Before eye witnesses and hidden cameras, Mariya Savinova, Olympic champion and World Indoor 800 champion admitted using performance-enhancing drugs. The scene was shown in a documentary aired by the ARD German television network titled “The Secrets of Doping: How Russia Makes Its Winners.”
The documentary’s key point is that Russian athletes keep their world status through a criminal system with government support.
According to the documentary, Valentin Balajnichev, President of the Russian Sports Federation (ARAF) and Treasurer of the IAAF Athletics World Federation takes charge of making illegal programs to circumvent the latest drug tests. And Gregori Roshenkov, director of Moscow’s anti-doping laboratory, applies the tricks.
Serguei Portugalov, an ARAF doctor linked to IAAF in the anti-doping struggle, actually charges a cut from the sportsmen’s prizes: 50,000 rubles ($850 or €760 at the time) for each gold medal in an international competition, 30,000 rubles ($510/€456) for a silver medal, and 20,000 ($340/€304) for a bronze one. “I had to pay for the medal I won,” Yuliya Rusanova adds.
In February 2013, WDR, another German TV network, disclosed that Russia was systematically employing Xenon gas to boost blood values.
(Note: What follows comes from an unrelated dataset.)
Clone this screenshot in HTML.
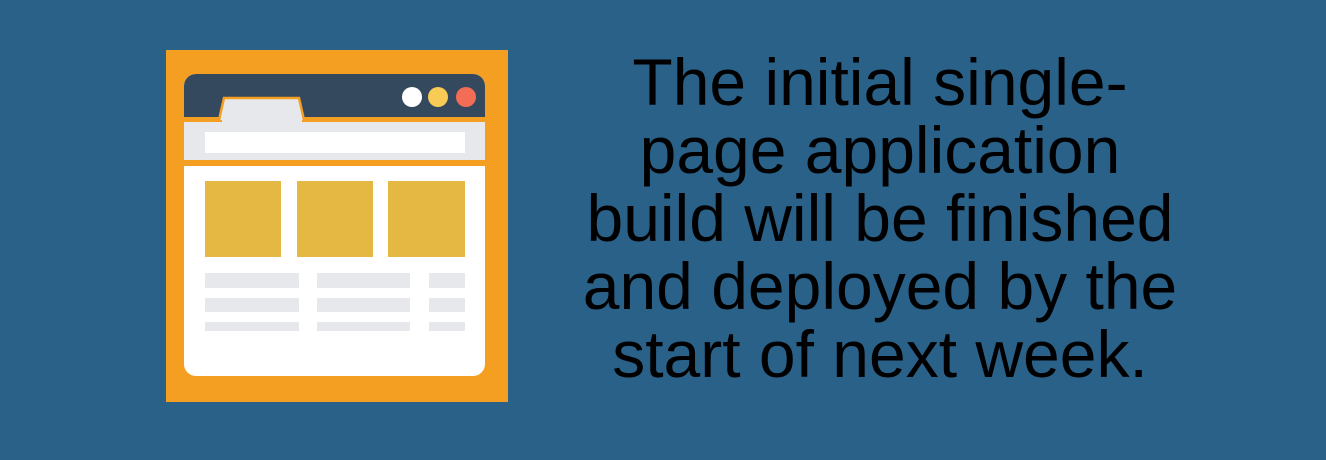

For its part, the French sports paper L’Equipe denounced a corruption scheme whereby Russian athletes who got ‘caught’ could buy their way out of trouble without much heartache.
The paper mentioned how Liliya Shobukhova — the second fastest marathon runner in history after Paula Radcliffe — escaped a sanction before the 2012 Olympic Games in London by paying $503,398 (€450,000).
“I gave the money and they said, ‘all is fine,’” the runner explained. She also denounced trainer Alexei Melnikov and the above-cited Balajnichev.
Liliya was unable to participate in the Olympics because of a lesion and asked for a one-year sabbatical to have a child. Given the circumstances, ARAF asked her to admit to doping, returned $335, 573 (€300,000) and banned her from competition for two years.
Beyond personal cases, what you find is an unscrupulous design to launch the “new USSR” as a world power at all levels — Vladimir Putin’s wild dream — by employing all kinds of tricks, even the most immoral.